# british shorthair cat



## carmen (Jul 6, 2009)

Hi all
I have a 14 month old BSH, one of the reasons that I had her was that I looked up their personality profile & they seemed to be one of the friendliest around. My cat is not friendly - she walks away from you when you approach her, very rarely lets you stroke her, has never rubbed herself against you & often flattens her ears & bites you. 
She rules the roost, we have had her from the age of 13 weeks old, & would love her to be friendlier. Can anyone advise me what to do.

Thanks


----------



## Jen26 (Apr 22, 2008)

Has she been speyed?

Some cats just dont like to be mauled over, It would be better to let her come to you when she feels like it than to force yourself onto her. You could try encouraging her with treats, or toys and build her confidence that way.

BSH are in general quite laid back, but cats are cats whatever the breed, they all have different personalities


----------



## Inge (Nov 27, 2008)

BSH's or cats in general have different personalities, and no matter how well you select when you breed there will be cats that aren't as social as you'd like them to be.

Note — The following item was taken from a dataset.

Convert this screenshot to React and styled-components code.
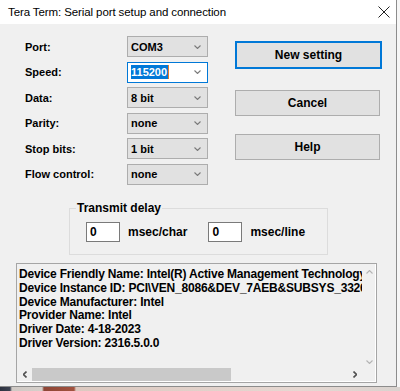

I have had 3 BSH and all of them had different temperments...I visit breeders and they will have cats that greet you and the door and cats that are under the couch..
If I were you, I'd back off from forcing contact. I'd maybe pick some special treat or snack that she really likes and then begin there...teach her that you're good for her. Sit down on the floor and talk to her while you give her treats. after a while she'll learn that being with you comes with a reward. Once the trust is established you can go from there, and just sit down and talk and she'll come...it takes patience and lots and lots of positive re-enforcement. 
Has she always been this way?
When you visited her as a kitten at the breeder, what was her temperment then?
Is she spayed?
Has the vet made sure she is healthy?
Does she eat, drink and use the potty normally?
Does she have a feline friend?

There are soo many factors playing in when it comes to behaviour, and it can be hard to really give you a definitive answer. 

I adopted a 2 year old british boy. He was SO shy and it took me about 10 days to even get to touch him. He had been living with a single lady that was never home. He has SO anti social it's not even funny. With lots of hard work, and patience he is now (at the age of 5) the nicest cat - to me! He tolerates my guests but he wont allow them to go near him, and I always ask people to ignore him because it's too much for him. IF they disrespect his wishes and touch him anyway they will recieve a smack with claws. He likes very few people, but he absolutely trusts me, and would never in any way hurt me. 

I wish you all the best with your girl and will be looking forward to your answers. 

take care


----------



## carmen (Jul 6, 2009)

Hi 
Many thanks for your reply, I can tell you that she has been spayed, is in excellent health, eats, drinks etc, loves playing, & has company most of the time as my husband is home all day.
She was reared by her breeder in the house - & everything there seemed ok. I believe that she does trust us but is a very, very independent girl.
Many thanks for your advice - I will keep trying.


----------



## carmen (Jul 6, 2009)

Hi
Many thanks for your reply. Yes Sophie has been speyed, is in excellent health, eats & drinks well loves playing & I am sure that she does trust us. She has plenty of company as my husband is home most of the time. She really is a beautiful girl but unfortunately as I said before - she is not the friendliest of cats, in fact she can sometimes act like a tiger.
By the way I looked at your website & your cats are beautiful.
Thanks again


----------



## vabank (Jun 17, 2013)

I think that you should play with her more and try to touch her friendly during the game


----------